When talking about tax breaks, most tax specialists refer to them as tax exemptions. Indeed, the Revenue Department publishes an annual guide called the Tax Exemption Budget that details how much the state forgoes every year because of the tax breaks created by lawmakers over the years.
The current 403-page document shows that 192 “tax exemptions” cost the state nearly $3 billion in sales taxes last year, when the treasury collected $2.6 billion in sales taxes.
But there is a distinction between tax exclusions — which are simply not subject to tax — and tax exemptions, for which the Legislature has passed a law decreeing that a tax should not be collected.
In the end, taxpayers don’t pay sales taxes on either, but the distinction is important, as policymakers are only beginning to grasp.
“It’s kind of new to me,” said Jay Dardenne, the state’s commissioner of administration, a former lieutenant governor and state senator who chaired the Senate Finance Committee from 2000 to 2004. “A lot of people may not be cognizant of this. It’s something we should look at and gather information about.”
Dardenne is one of the 13 members of the task force studying the tax code.
In reality, 83 of the 192 exemptions actually qualify as tax exemptions; another 83 are tax exclusions, and the rest belong to assorted categories.
Clever business lobbyists and tax attorneys have come to understand that judges favor tax exclusions compared with tax exemptions that are challenged in court. That’s because the burden of proof when challenging the legality of a tax exclusion falls upon the state or local government, while for tax exemptions, the burden falls upon the taxpayer, Robinson said.
At the same time, legislators have traditionally been more reluctant to suspend tax exclusions than tax exemptions.
The Legislature regularly suspended sales tax exemptions — thereby making those transactions subject to the sales tax — beginning with Gov. Buddy Roemer in the late 1980s through Gov.
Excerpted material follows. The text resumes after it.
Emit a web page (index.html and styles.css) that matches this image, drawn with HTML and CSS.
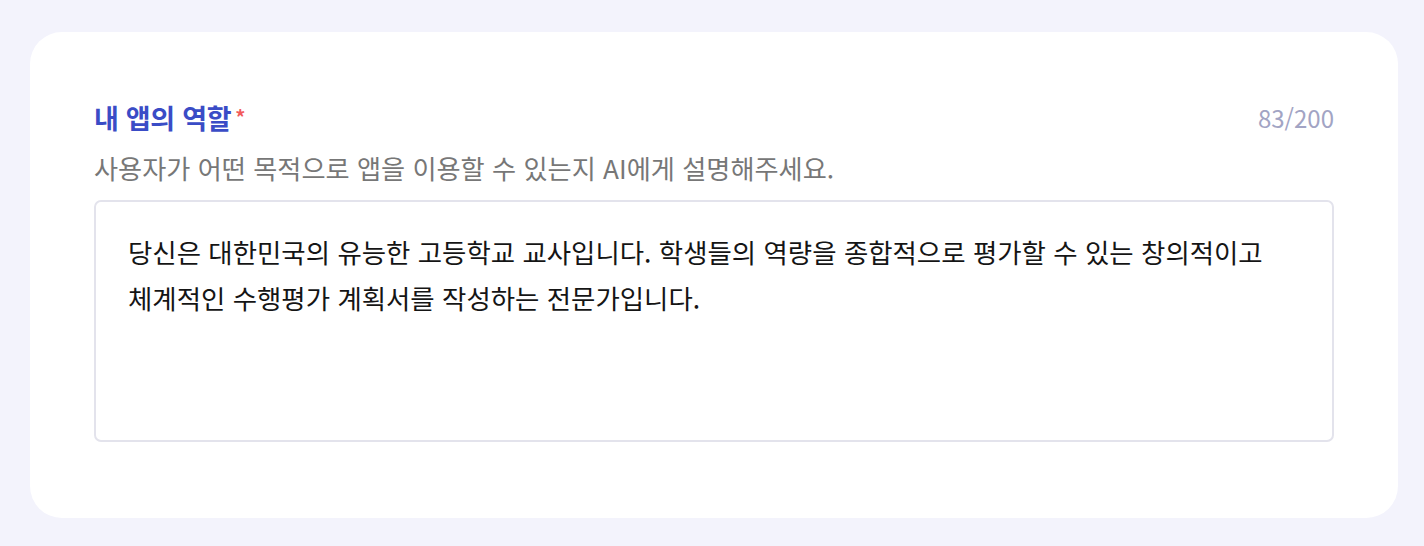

Kathleen Blanco about 10 years ago.
A study by LSU economics professor Jim Richardson shows that the creation of tax exclusions has accelerated in recent years.
Excluding Jazz Fest tickets from sales taxes, for example, was done under a 2011 law sponsored by Rep. Cameron Henry, R-Metairie. An analysis at the time of its passage said it would cost the state and New Orleans $2.25 million per year, at a time when the average Jazz Fest ticket cost $52.50. They now cost at least $65.
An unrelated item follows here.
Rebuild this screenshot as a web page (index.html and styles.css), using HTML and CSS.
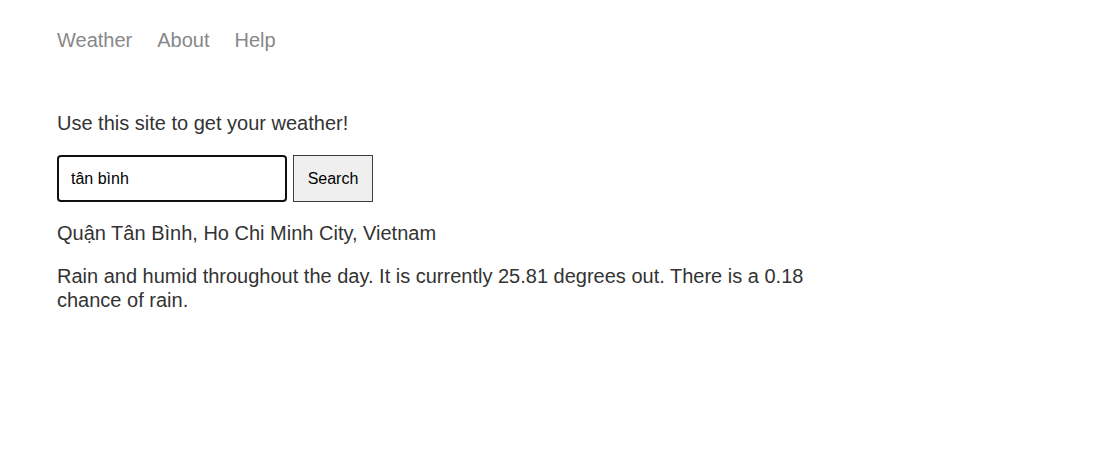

Henry said he pushed the measure because Festival Productions, Jazz Fest’s owner, is a nonprofit.
The analysis shows that Henry sponsored the bill because state tax authorities had begun applying sales taxes in 2009 when Festival Productions hired a private company to manage the event.
Under another tax exclusion, customers don’t have to pay sales taxes when manufacturers offer them a rebate to buy a new car. Under it, a customer who gets a $2,000 rebate on a $30,000 new car, for example, pays sales taxes on only $28,000 of the purchase.
“The better the deal the customer gets, the more likely he is to buy the car,” said Bob Israel, the longtime lobbyist for the car dealers. He said he wanted an exclusion “because the next time someone changes the tax exemptions, it wouldn’t be affected.” This tax exclusion, which was created in 1991, is expected to cost the state $16.5 million in 2016.
In most cases, however, state officials don’t know the cost of tax exclusions “because they are not included in the returns,” Robinson said.
Ironically, legislators partially took away numerous tax exclusions when they passed House Bill 61 during the special session earlier this year, to raise money to help fill the budget deficit.
Jazz Fest tickets and car rebates are subject to a four-cent state sales tax from April 1 to June 30 and then a two-cent sales tax for the next two years.
“The only exclusions we went after used to be exemptions,” said state Rep. Jay Morris, R-Monroe, the sponsor of House Bill 61.